A group of 23 Japanese entertainment industry associations and broadcasters has yet to receive a response from YouTube to complaints raised earlier this month regarding copyright infringement on the popular online video site.
The Japanese Society for Rights of Authors, Composers and Publishers (JASRAC) sent a letter with the signature of the 23 organizations to YouTube Chief Executive Officer Chad Hurley and Chief Technology Officer Steve Chen on Dec. 5, urging the company to take a more proactive approach in identifying and removing copyrighted material from the site.
In the letter, the group asked for a reply no later than Dec. 15.
"We haven’t received a reply yet, but December 15 has only just begun in the U.S.," said Kosuke Hayashi, a spokesman for JASRAC in Tokyo. "I don’t think they’ll ignore the letter, and we might get something later in the day."
YouTube didn’t respond late Thursday to a request for comment.

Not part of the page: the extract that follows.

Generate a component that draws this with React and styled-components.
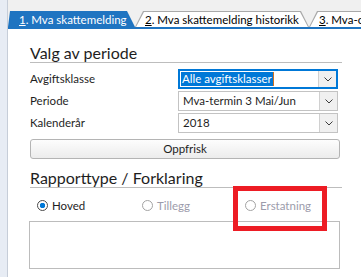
import styled, { createGlobalStyle } from "styled-components";

const GlobalStyle = createGlobalStyle`
  body {
    margin: 0;
    background: #f0f0f0;
    font-family: Lato, "Noto Sans", sans-serif;
  }
`;

const BLUE = "#1f74c1";

export default function App() {
  return (
    <>
      <GlobalStyle />
      <Page>
        <SideStrip />
        <Main>
          <TabBar>
            <Tab $active $first>
              <TabFace $active $first>
                <u>1</u>. Mva skattemelding
              </TabFace>
            </Tab>
            <Tab $width="174px">
              <TabFace>
                <u>2</u>. Mva skattemelding historikk
              </TabFace>
            </Tab>
            <Tab $width="80px">
              <TabFace>
                <u>3</u>. Mva-oppgjør
              </TabFace>
            </Tab>
          </TabBar>

          <Content>
            <SectionTitle>Valg av periode</SectionTitle>
            <Form>
              <Label>Avgiftsklasse</Label>
              <Select value="Alle avgiftsklasser" focused />
              <Label>Periode</Label>
              <Select value="Mva-termin 3 Mai/Jun" />
              <Label>Kalenderår</Label>
              <Select value="2018" />
            </Form>
            <Button>Oppfrisk</Button>

            <SectionTitle $gap="9px">Rapporttype / Forklaring</SectionTitle>
            <RadioRow>
              <Radio checked label="Hoved" />
              <Radio disabled label="Tillegg" />
              <Radio disabled label="Erstatning" />
            </RadioRow>
            <TextBox />
          </Content>
        </Main>
        <Highlight />
      </Page>
    </>
  );
}

function Select({ value, focused }) {
  return (
    <SelectBox $focused={focused}>
      <Value $selected={focused}>{value}</Value>
      {focused && <Caret />}
      <DropButton>
        <svg width="8" height="5" viewBox="0 0 8 5">
          <polyline points="0.5,0.5 4,4 7.5,0.5" fill="none" stroke="#3c3c3c" strokeWidth="1" />
        </svg>
      </DropButton>
    </SelectBox>
  );
}

function Radio({ checked, disabled, label }) {
  return (
    <RadioItem $disabled={disabled}>
      <RadioCircle $checked={checked} $disabled={disabled} />
      {label}
    </RadioItem>
  );
}

const Page = styled.div`
  position: relative;
  display: flex;
  width: 361px;
  height: 277px;
  overflow: hidden;
`;

const SideStrip = styled.div`
  width: 7px;
  flex-shrink: 0;
  background: #e7ecf4;
  border-right: 1px solid #c6cdd8;
`;

const Main = styled.div`
  flex: 1;
  display: flex;
  flex-direction: column;
  background: #fff;
  min-width: 0;
`;

const TabBar = styled.div`
  height: 27px;
  display: flex;
  align-items: flex-end;
  background: #f0f0f0;
  border-bottom: 2px solid ${BLUE};
  white-space: nowrap;
  overflow: hidden;
`;

const Tab = styled.div`
  flex-shrink: 0;
  width: ${(p) => p.$width || "127px"};
  height: 16px;
  padding: 1px 1px 0;
  box-sizing: border-box;
  background: ${(p) => (p.$active ? BLUE : "#a9a9a9")};
  clip-path: polygon(
    0 100%,
    ${(p) => (p.$first ? "2px" : "8px")} 0,
    calc(100% - 8px) 0,
    100% 100%
  );
`;

const TabFace = styled.div`
  height: 100%;
  padding-left: ${(p) => (p.$first ? "10px" : "9px")};
  background: ${(p) => (p.$active ? BLUE : "#fff")};
  color: ${(p) => (p.$active ? "#fff" : "#000")};
  font-size: 11.5px;
  line-height: 15px;
  clip-path: polygon(
    0 100%,
    ${(p) => (p.$first ? "2px" : "8px")} 0,
    calc(100% - 8px) 0,
    100% 100%
  );
`;

const Content = styled.div`
  display: flex;
  flex-direction: column;
  padding: 0 21px 0 22px;
`;

const SectionTitle = styled.h2`
  margin: ${(p) => p.$gap || "14px"} -2px 0 0;
  font-size: 16px;
  line-height: 19px;
  font-weight: normal;
  color: #1e1e1e;
  border-bottom: 1px solid #bdbdbd;
`;

const Form = styled.div`
  display: grid;
  grid-template-columns: 148px 160px;
  grid-auto-rows: 20px;
  row-gap: 2px;
  margin-top: 6px;
`;

const Label = styled.div`
  font-size: 11.5px;
  line-height: 20px;
  color: #1e1e1e;
`;

const SelectBox = styled.div`
  display: flex;
  align-items: center;
  box-sizing: border-box;
  height: 20px;
  padding-left: ${(p) => (p.$focused ? "1px" : "3px")};
  border: ${(p) => (p.$focused ? "2px solid #0078d7" : "1px solid #c3c3c3")};
  background: #fff;
  font-size: 11.5px;
  color: #1e1e1e;
`;

const Value = styled.span`
  padding: 0 1px;
  line-height: 14px;
  background: ${(p) => (p.$selected ? "#0078d7" : "transparent")};
  color: ${(p) => (p.$selected ? "#fff" : "#1e1e1e")};
`;

const Caret = styled.span`
  width: 1px;
  height: 14px;
  background: #d07020;
`;

const DropButton = styled.div`
  margin-left: auto;
  width: 17px;
  height: 100%;
  display: flex;
  align-items: center;
  justify-content: center;
  background: #f0f0f0;
  border-left: 1px solid #d0d0d0;
`;

const Button = styled.div`
  margin-top: 6px;
  height: 20px;
  box-sizing: border-box;
  border: 1px solid #b4b4b4;
  border-radius: 3px;
  background: linear-gradient(#fdfdfd, #ececec);
  font-size: 11.5px;
  line-height: 18px;
  text-align: center;
  color: #1e1e1e;
`;

const RadioRow = styled.div`
  display: grid;
  grid-template-columns: 105px 103px auto;
  margin-top: 9px;
  padding-left: 7px;
  height: 16px;
`;

const RadioItem = styled.div`
  display: flex;
  align-items: center;
  gap: 4px;
  font-size: 11.5px;
  color: ${(p) => (p.$disabled ? "#9c9cab" : "#1e1e1e")};
`;

const RadioCircle = styled.span`
  width: 11px;
  height: 11px;
  box-sizing: border-box;
  border-radius: 50%;
  border: 1px solid ${(p) => (p.$disabled ? "#a3a3a3" : "#4a4a4a")};
  background: ${(p) =>
    p.$checked ? "radial-gradient(circle, #0078d7 0 2.5px, #fff 3px)" : "#fff"};
`;

const TextBox = styled.div`
  margin: 8px 0 0 -1px;
  height: 48px;
  box-sizing: border-box;
  border: 1px solid #bcbcbc;
`;

const Highlight = styled.div`
  position: absolute;
  left: 233px;
  top: 186px;
  width: 94px;
  height: 45px;
  box-sizing: border-box;
  border: 5px solid #ed1c24;
`;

Shortly after the letter was sent, YouTube confirmed in a brief statement that it had been received and was being reviewed. "Meanwhile, we will continue to provide content companies in Japan and elsewhere with tools to easily notify us of unauthorized uses of their content so we can promptly remove it, in accordance with the Digital Millennium Copyright Act," it said.
At present, YouTube deals with copyright infringement by asking rights holders to send complaints in written form by postal mail, e-mail or fax with details of the clips claimed to infringe copyright and other documents. The clips are then deleted if the documents sent satisfy YouTube as to the infringement claims. In their letter, the Japanese rights holders called on YouTube to create an alternative to this procedure that would in part utilize technology to identify infringing clips as they are uploaded or published.
It followed the deletion by YouTube of almost 30,000 video clips in October after a group of content companies complained to the site. However, no sooner had the clips been deleted than new ones began appearing on the site to take their place.
YouTube has been growing in popularity among Japanese Internet users. This has surprised some observers, as the site doesn’t offer a Japanese language interface or instructions. As part of their request, the rights holders want YouTube to post a message on its homepage in Japanese that warns against uploading copyrighted content.
In addition to JASRAC, the other names on the letter include the Motion Picture Producers’ Association of Japan, the Japan Video Software Association, the Association of Japanese Animations, all of the major commercial TV broadcasters, the Japan Satellite Broadcasting Association, the Recording Industry Association of Japan and Yahoo Japan.